Tuesday, December 18, 2007

Corn for ethanol will kill the Gulf of Mexico

Henry C. Jackson of the Associated Press has this report on the Florida Sun-Sentinel:

JEFFERSON, Iowa - Because of rising demand for ethanol, American farmers are growing more corn than at any time since the Depression. And sea life in the Gulf of Mexico is paying the price.

The nation's corn crop is fertilized with millions of pounds of nitrogen-based fertilizer. And when that nitrogen runs off fields in Corn Belt states, it makes its way to the Mississippi River and eventually pours into the Gulf, where it contributes to a growing ``dead zone'' -- a 7,900-square-mile patch so depleted of oxygen that fish, crabs and shrimp suffocate.

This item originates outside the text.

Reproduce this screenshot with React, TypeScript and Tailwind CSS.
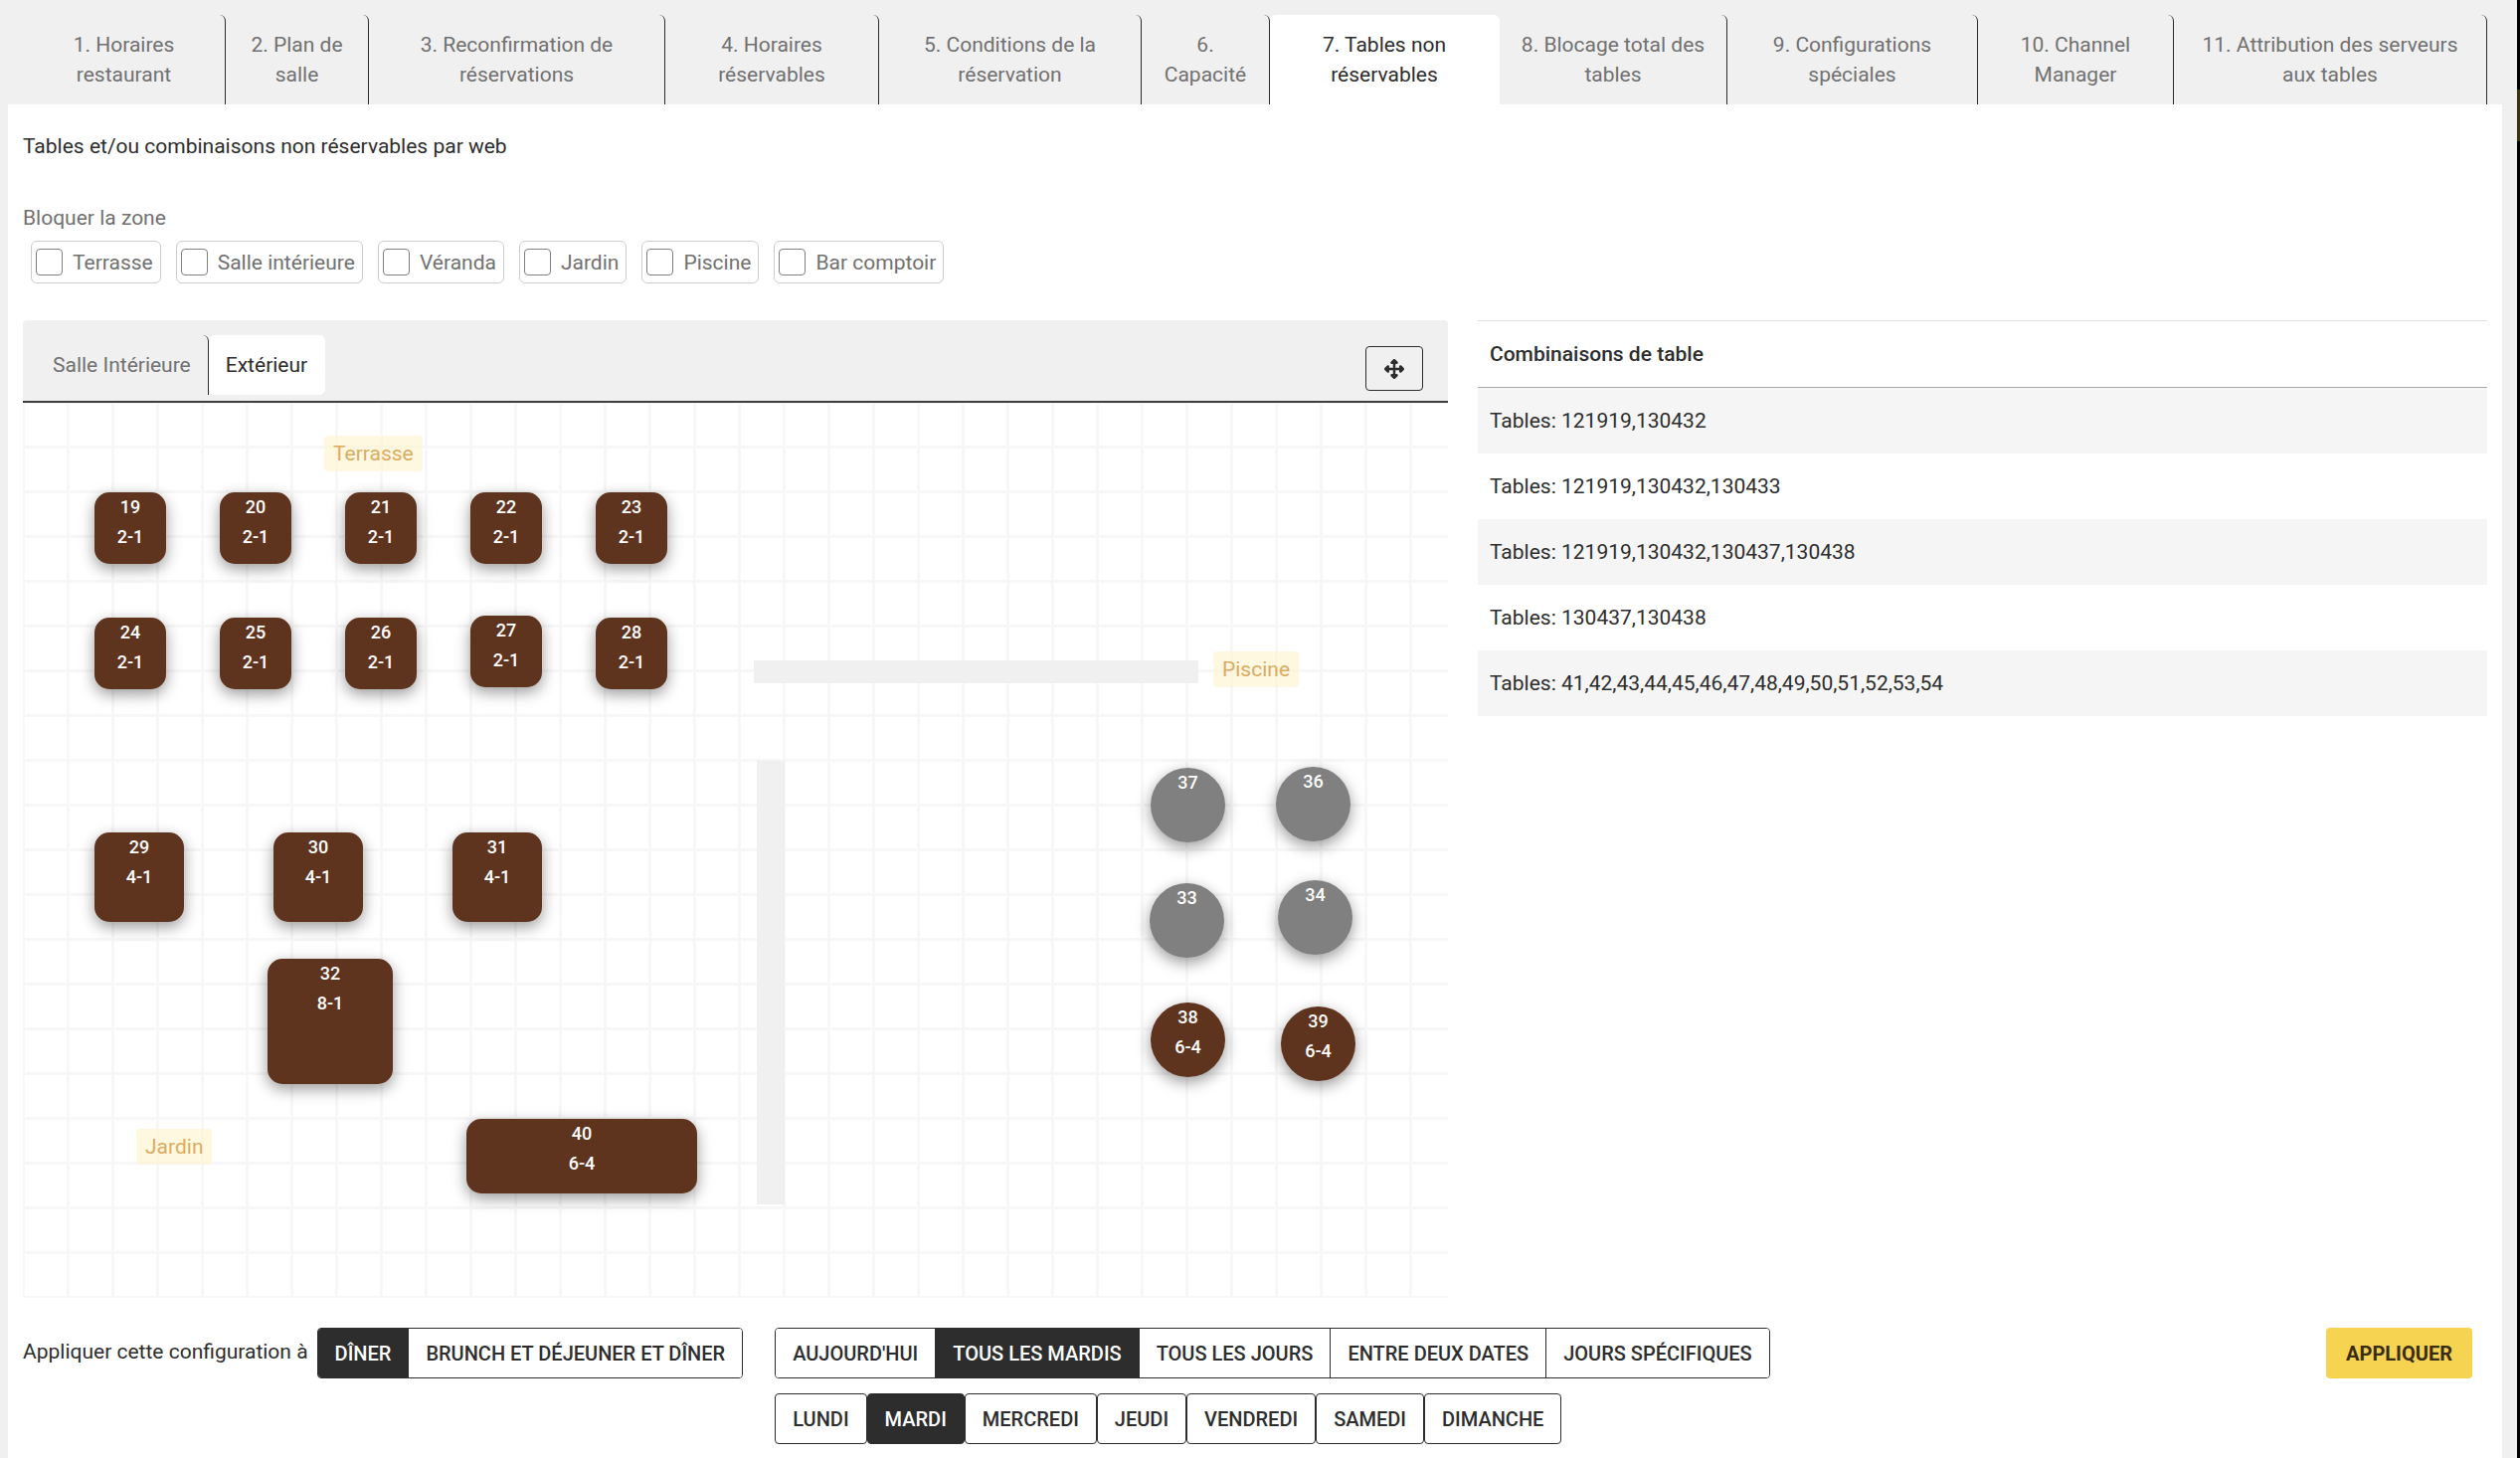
import { useState } from "react";
import { FaUpDownLeftRight } from "react-icons/fa6";

const steps = [
    "1. Horaires restaurant",
    "2. Plan de salle",
    "3. Reconfirmation de réservations",
    "4. Horaires réservables",
    "5. Conditions de la réservation",
    "6. Capacité",
    "7. Tables non réservables",
    "8. Blocage total des tables",
    "9. Configurations spéciales",
    "10. Channel Manager",
    "11. Attribution des serveurs aux tables",
];

const zones = ["Terrasse", "Salle intérieure", "Véranda", "Jardin", "Piscine", "Bar comptoir"];

const combinations = [
    "121919,130432",
    "121919,130432,130433",
    "121919,130432,130437,130438",
    "130437,130438",
    "41,42,43,44,45,46,47,48,49,50,51,52,53,54",
];

// Positions are relative to the top left corner of the floor plan
const tables = [
    { id: 19, seats: "2-1", x: 72, y: 90, w: 72, h: 72 },
    { id: 20, seats: "2-1", x: 198, y: 90, w: 72, h: 72 },
    { id: 21, seats: "2-1", x: 324, y: 90, w: 72, h: 72 },
    { id: 22, seats: "2-1", x: 450, y: 90, w: 72, h: 72 },
    { id: 23, seats: "2-1", x: 576, y: 90, w: 72, h: 72 },
    { id: 24, seats: "2-1", x: 72, y: 216, w: 72, h: 72 },
    { id: 25, seats: "2-1", x: 198, y: 216, w: 72, h: 72 },
    { id: 26, seats: "2-1", x: 324, y: 216, w: 72, h: 72 },
    { id: 27, seats: "2-1", x: 450, y: 214, w: 72, h: 72 },
    { id: 28, seats: "2-1", x: 576, y: 216, w: 72, h: 72 },
    { id: 29, seats: "4-1", x: 72, y: 432, w: 90, h: 90 },
    { id: 30, seats: "4-1", x: 252, y: 432, w: 90, h: 90 },
    { id: 31, seats: "4-1", x: 432, y: 432, w: 90, h: 90 },
    { id: 32, seats: "8-1", x: 246, y: 559, w: 126, h: 126 },
    { id: 40, seats: "6-4", x: 446, y: 720, w: 232, h: 75 },
    { id: 37, x: 1134, y: 367, w: 75, h: 75, round: true },
    { id: 36, x: 1260, y: 366, w: 75, h: 75, round: true },
    { id: 33, x: 1133, y: 483, w: 75, h: 75, round: true },
    { id: 34, x: 1262, y: 480, w: 75, h: 75, round: true },
    { id: 38, seats: "6-4", x: 1134, y: 603, w: 75, h: 75, round: true },
    { id: 39, seats: "6-4", x: 1265, y: 607, w: 75, h: 75, round: true },
];

const walls = [
    { x: 735, y: 259, w: 447, h: 23 },
    { x: 738, y: 360, w: 28, h: 446 },
];

const labels = [
    { text: "Terrasse", x: 303, y: 33 },
    { text: "Piscine", x: 1197, y: 250 },
    { text: "Jardin", x: 114, y: 730 },
];

const services = ["Dîner", "Brunch et déjeuner et dîner"];
const ranges = ["Aujourd'hui", "Tous les mardis", "Tous les jours", "Entre deux dates", "Jours spécifiques"];
const days = ["Lundi", "Mardi", "Mercredi", "Jeudi", "Vendredi", "Samedi", "Dimanche"];

const ButtonGroup = ({ items, value, onChange, rounded = false }) => (
    <div className={`flex ${rounded ? "" : "rounded border border-[#2d2d2d] overflow-hidden divide-x divide-[#2d2d2d]"}`}>
        {items.map((item) => (
            <button
                key={item}
                onClick={() => onChange(item)}
                className={`px-[17px] uppercase font-medium text-xl whitespace-nowrap 
                ${rounded ? "h-[51px] rounded border border-[#2d2d2d]" : "h-[49px]"}
                ${item === value ? "bg-[#2d2d2d] text-white" : "bg-white text-[#2d2d2d]"}`}
            >
                {item}
            </button>
        ))}
    </div>
);

const FloorPlan = () => (
    <div className="relative h-[900px] overflow-hidden bg-[linear-gradient(to_right,#f7f7f7_3px,transparent_3px),linear-gradient(to_bottom,#f7f7f7_3px,transparent_3px)] bg-[size:45px_45px] bg-[position:-1px_-2px]">
        {walls.map((wall) => (
            <div key={wall.x} className="absolute bg-[#f0f0f0]" style={{ left: wall.x, top: wall.y, width: wall.w, height: wall.h }} />
        ))}
        {labels.map((label) => (
            <div
                key={label.text}
                className="absolute h-9 px-[9px] rounded flex items-center bg-[#fff3cd]/60 text-[#dcab60]"
                style={{ left: label.x, top: label.y }}
            >
                {label.text}
            </div>
        ))}
        {tables.map((table) => (
            <button
                key={table.id}
                className={`absolute flex flex-col items-center justify-start text-white font-medium text-lg leading-[30px] shadow-[0_5px_15px_0_rgba(0,0,0,0.4)] 
                ${table.round ? "rounded-full" : "rounded-[15px]"} 
                ${table.seats ? "bg-[#5f341e]" : "bg-[#808080]"}`}
                style={{ left: table.x, top: table.y, width: table.w, height: table.h }}
            >
                <span>{table.id}</span>
                {table.seats && <span>{table.seats}</span>}
            </button>
        ))}
    </div>
);

export default function App() {
    const [step, setStep] = useState(steps[6]);
    const [room, setRoom] = useState("Extérieur");
    const [service, setService] = useState(services[0]);
    const [range, setRange] = useState(ranges[1]);
    const [day, setDay] = useState(days[1]);

    return (
        <div className="min-h-screen flex bg-[#f0f0f0] font-['Roboto',sans-serif] text-[21px] leading-[30px] text-[#2d2d2d]">
            <div className="grow min-w-0 flex flex-col pl-2 pr-[15px]">
                <nav className="pt-[15px] px-[15px] grid grid-cols-[204fr_144fr_298fr_215fr_264fr_129fr_231fr_229fr_252fr_197fr_315fr]">
                    {steps.map((item) => (
                        <button
                            key={item}
                            onClick={() => setStep(item)}
                            className={`h-[90px] px-5 flex items-center justify-center text-center border-r rounded-tr-md
                            ${item === step ? "bg-white border-white rounded-tl-md" : "border-[#2d2d2d] text-[#717171]"}`}
                        >
                            {item}
                        </button>
                    ))}
                </nav>

                <main className="grow bg-white px-[15px]">
                    <h1 className="pt-[27px]">Tables et/ou combinaisons non réservables par web</h1>

                    <fieldset className="mt-[42px] text-[#717171]">
                        <legend>Bloquer la zone</legend>
                        <div className="mt-2 ml-2 flex gap-[15px]">
                            {zones.map((zone) => (
                                <label key={zone} className="h-[43px] pl-1 pr-[7px] flex items-center border border-[#ccc] rounded-md">
                                    <input type="checkbox" className="size-[27px] mr-[10px] appearance-none border border-[#808080] rounded checked:bg-[#2d2d2d]" />
                                    {zone}
                                </label>
                            ))}
                        </div>
                    </fieldset>

                    <div className="mt-[37px] grid grid-cols-[1433fr_1015fr] gap-[30px]">
                        <section>
                            <div className="h-[83px] pt-[15px] pl-[13px] pr-[25px] flex items-start justify-between bg-[#f0f0f0] border-b-2 border-[#3d3d3d] rounded-t">
                                <div className="flex">
                                    {["Salle Intérieure", "Extérieur"].map((item) => (
                                        <button
                                            key={item}
                                            onClick={() => setRoom(item)}
                                            className={`h-[60px] px-[17px] border-r rounded-tr-md ${item === room ? "bg-white border-white rounded-md" : "border-[#2d2d2d] text-[#717171]"}`}
                                        >
                                            {item}
                                        </button>
                                    ))}
                                </div>
                                <button aria-label="Déplacer" className="mt-[11px] w-[58px] h-[45px] flex items-center justify-center border border-[#2d2d2d] rounded">
                                    <FaUpDownLeftRight className="size-5" />
                                </button>
                            </div>
                            <FloorPlan />
                        </section>

                        <section>
                            <table className="w-full text-left">
                                <thead>
                                    <tr className="h-[67px] border-t border-b border-t-[#ddd] border-b-[#aaa]">
                                        <th className="px-3 font-medium">Combinaisons de table</th>
                                    </tr>
                                </thead>
                                <tbody>
                                    {combinations.map((item) => (
                                        <tr key={item} className="h-[66px] odd:bg-[#f5f5f5]">
                                            <td className="px-3">Tables: {item}</td>
                                        </tr>
                                    ))}
                                </tbody>
                            </table>
                        </section>
                    </div>

                    <div className="mt-[30px] pr-[15px] flex items-start">
                        <span className="mt-[9px] mr-[9px]">Appliquer cette configuration à</span>
                        <ButtonGroup items={services} value={service} onChange={setService} />
                        <div className="ml-8 flex flex-col items-start gap-[15px]">
                            <ButtonGroup items={ranges} value={range} onChange={setRange} />
                            <ButtonGroup items={days} value={day} onChange={setDay} rounded />
                        </div>
                        <button className="ml-auto h-[51px] px-5 rounded bg-[#f6d350] text-[#3a2c14] text-xl font-bold">APPLIQUER</button>
                    </div>
                </main>
            </div>
            <div className="w-[3px] shrink-0 pt-[90px] bg-black">
                <div className="h-[52px] bg-[#3b3413]" />
            </div>
        </div>
    );
}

The dead zone was discovered in 1985 and has grown fairly steadily since then, forcing fishermen to venture farther and farther out to sea to find their catch. For decades, fertilizer has been considered the prime cause of the lifeless spot.

With demand for corn booming, some researchers fear the dead zone will expand rapidly, with devastating consequences....

...Environmentalists had hoped to cut nitrogen runoff by encouraging farmers to apply less fertilizer and establish buffers along waterways. But the demand for the corn-based fuel additive ethanol has driven up the price for the crop, which is selling for about $4 per bushel, up from a little more than $2 in 2002.

That enticed American farmers _ mostly in Iowa, Illinois, Minnesota, North Dakota and South Dakota _ to plant more than 93 million acres of corn in 2007, the most since 1933. They substituted corn for other crops, or made use of land not previously in cultivation.

Corn is more ``leaky'' than crops such as soybean and alfalfa _ that is, it absorbs less nitrogen per acre. The prime reasons are the drainage systems used in corn fields and the timing of when the fertilizer is applied....

...``Corn agriculture practices release a lot of nitrogen,'' said Donald Scavia, a University of Michigan professor who has studied corn fertilizer's effect on the dead zone. ``More corn equals more nitrogen pollution.''...

...The dead zone typically begins in the spring and persists into the summer. Its size and location vary each year because of currents, weather and other factors, but it is generally near the mouth of the Mississippi.

This year, it is the third-biggest on record. It was larger in 2002 and 2001, when it covered 8,500 and 8,006 square miles respectively.

Soil erosion, sewage and industrial pollution also contribute to the dead zone, but fertilizer is believed to be the chief factor.

Fertilizer causes explosive growth of algae, which then dies and sinks to the bottom, where it sucks up oxygen as it decays. This creates a deep layer of oxygen-depleted ocean where creatures either escape or die.

Bottom-dwelling species such as crabs and oysters are most at risk, said Michelle Perez, an analyst with the Washington-based Environmental Working Group. ``They struggle to survive,'' Perez said. ``They can't swim away.''

Crabbers complained at a meeting in Louisiana earlier this year that they pulled up bucket upon bucket of dead crabs.

Rota warned that if the corn boom continues, the Gulf of Mexico could see an ``ecological regime change.'' The fear is that the zone will grow so big that most sea life won't be able to escape it, leading to an even bigger die-off.